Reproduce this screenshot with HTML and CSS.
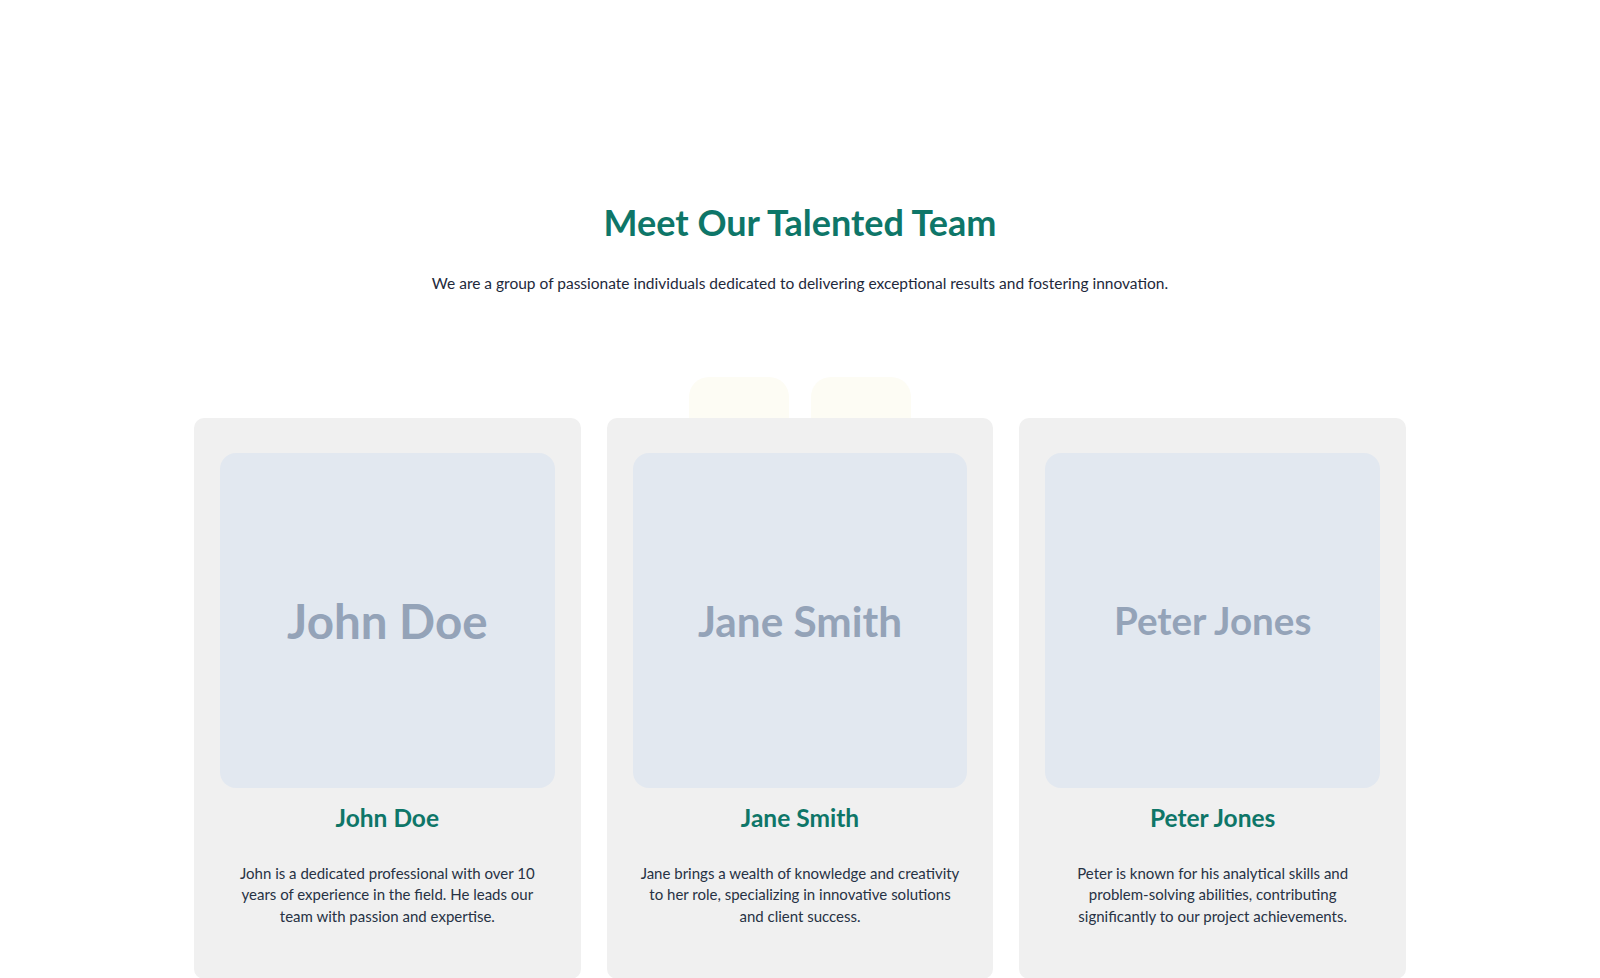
FILE: index.html
```html
<!DOCTYPE html>
<html lang="en">

<head>
  <meta charset="UTF-8">
  <meta name="viewport" content="width=device-width, initial-scale=1.0">
  <title>Our Team</title>
  <link rel="stylesheet" href="styles.css">
</head>

<body>
  <section class="team">
    <header class="team-header">
      <h1>Meet Our Talented Team</h1>
      <p>We are a group of passionate individuals dedicated to delivering exceptional results and fostering innovation.</p>
    </header>

    <div class="team-grid">
      <div class="blobs" aria-hidden="true">
        <span class="blob"></span>
        <span class="blob"></span>
      </div>

      <article class="member">
        <div class="photo"><span class="photo-label label-lg">John Doe</span></div>
        <h2>John Doe</h2>
        <p>John is a dedicated professional with over 10 years of experience in the field. He leads our team with passion and expertise.</p>
      </article>

      <article class="member">
        <div class="photo"><span class="photo-label label-md">Jane Smith</span></div>
        <h2>Jane Smith</h2>
        <p>Jane brings a wealth of knowledge and creativity to her role, specializing in innovative solutions and client success.</p>
      </article>

      <article class="member">
        <div class="photo"><span class="photo-label label-sm">Peter Jones</span></div>
        <h2>Peter Jones</h2>
        <p>Peter is known for his analytical skills and problem-solving abilities, contributing significantly to our project achievements.</p>
      </article>
    </div>
  </section>
</body>

</html>
```

FILE: styles.css
```css
body {
  margin: 0;
  background: #fff;
  color: #1e293b;
  font-family: Lato, "Noto Sans", sans-serif;
}

.team {
  max-inline-size: 1212px;
  margin-inline: auto;
  padding: 202px 0 0;
}

.team-header {
  text-align: center;
}

.team-header h1 {
  margin: 0;
  font-size: 36px;
  line-height: 40px;
  font-weight: 700;
  color: #0e7668;
}

.team-header p {
  margin: 29px 0 0;
  font-size: 15.5px;
  line-height: 24px;
}

.team-grid {
  position: relative;
  display: grid;
  grid-template-columns: repeat(3, 1fr);
  gap: 26px;
  margin-top: 123px;
}

/* soft decorative tiles peeking out above the middle of the grid */
.blobs {
  position: absolute;
  top: -41px;
  left: 50%;
  transform: translateX(-50%);
  display: flex;
  gap: 22px;
  z-index: 0;
}

.blob {
  inline-size: 100px;
  block-size: 120px;
  border-radius: 20px;
  background: #fdfcf4;
}

.member {
  position: relative;
  z-index: 1;
  background: #f0f0f0;
  border-radius: 10px;
  padding: 35px 26px 52px;
  text-align: center;
}

.photo {
  aspect-ratio: 1;
  display: flex;
  align-items: center;
  justify-content: center;
  background: #e2e8f0;
  border-radius: 16px;
}

.photo-label {
  font-family: Lato, sans-serif;
  font-weight: 700;
  color: #94a3b8;
}

.label-lg {
  font-size: 47.5px;
}

.label-md {
  font-size: 42.3px;
}

.label-sm {
  font-size: 38.6px;
}

.member h2 {
  margin: 14px 0 0;
  font-size: 24.5px;
  line-height: 32px;
  font-weight: 700;
  color: #0e7668;
}

.member p {
  margin: 29px 0 0;
  padding-inline: 4px;
  font-size: 15px;
  line-height: 21.6px;
  color: #273244;
}
```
***
Goal ▸
The data above needs to be retyped exactly, with the images left out.

Exercise result ▸
Reproduce this screenshot with HTML and CSS.
FILE: index.html
```html
<!DOCTYPE html>
<html lang="en">

<head>
  <meta charset="UTF-8">
  <meta name="viewport" content="width=device-width, initial-scale=1.0">
  <title>Our Team</title>
  <link rel="stylesheet" href="styles.css">
</head>

<body>
  <section class="team">
    <header class="team-header">
      <h1>Meet Our Talented Team</h1>
      <p>We are a group of passionate individuals dedicated to delivering exceptional results and fostering innovation.</p>
    </header>

    <div class="team-grid">
      <div class="blobs" aria-hidden="true">
        <span class="blob"></span>
        <span class="blob"></span>
      </div>

      <article class="member">
        <div class="photo"><span class="photo-label label-lg">John Doe</span></div>
        <h2>John Doe</h2>
        <p>John is a dedicated professional with over 10 years of experience in the field. He leads our team with passion and expertise.</p>
      </article>

      <article class="member">
        <div class="photo"><span class="photo-label label-md">Jane Smith</span></div>
        <h2>Jane Smith</h2>
        <p>Jane brings a wealth of knowledge and creativity to her role, specializing in innovative solutions and client success.</p>
      </article>

      <article class="member">
        <div class="photo"><span class="photo-label label-sm">Peter Jones</span></div>
        <h2>Peter Jones</h2>
        <p>Peter is known for his analytical skills and problem-solving abilities, contributing significantly to our project achievements.</p>
      </article>
    </div>
  </section>
</body>

</html>
```

FILE: styles.css
```css
body {
  margin: 0;
  background: #fff;
  color: #1e293b;
  font-family: Lato, "Noto Sans", sans-serif;
}

.team {
  max-inline-size: 1212px;
  margin-inline: auto;
  padding: 202px 0 0;
}

.team-header {
  text-align: center;
}

.team-header h1 {
  margin: 0;
  font-size: 36px;
  line-height: 40px;
  font-weight: 700;
  color: #0e7668;
}

.team-header p {
  margin: 29px 0 0;
  font-size: 15.5px;
  line-height: 24px;
}

.team-grid {
  position: relative;
  display: grid;
  grid-template-columns: repeat(3, 1fr);
  gap: 26px;
  margin-top: 123px;
}

/* soft decorative tiles peeking out above the middle of the grid */
.blobs {
  position: absolute;
  top: -41px;
  left: 50%;
  transform: translateX(-50%);
  display: flex;
  gap: 22px;
  z-index: 0;
}

.blob {
  inline-size: 100px;
  block-size: 120px;
  border-radius: 20px;
  background: #fdfcf4;
}

.member {
  position: relative;
  z-index: 1;
  background: #f0f0f0;
  border-radius: 10px;
  padding: 35px 26px 52px;
  text-align: center;
}

.photo {
  aspect-ratio: 1;
  display: flex;
  align-items: center;
  justify-content: center;
  background: #e2e8f0;
  border-radius: 16px;
}

.photo-label {
  font-family: Lato, sans-serif;
  font-weight: 700;
  color: #94a3b8;
}

.label-lg {
  font-size: 47.5px;
}

.label-md {
  font-size: 42.3px;
}

.label-sm {
  font-size: 38.6px;
}

.member h2 {
  margin: 14px 0 0;
  font-size: 24.5px;
  line-height: 32px;
  font-weight: 700;
  color: #0e7668;
}

.member p {
  margin: 29px 0 0;
  padding-inline: 4px;
  font-size: 15px;
  line-height: 21.6px;
  color: #273244;
}
```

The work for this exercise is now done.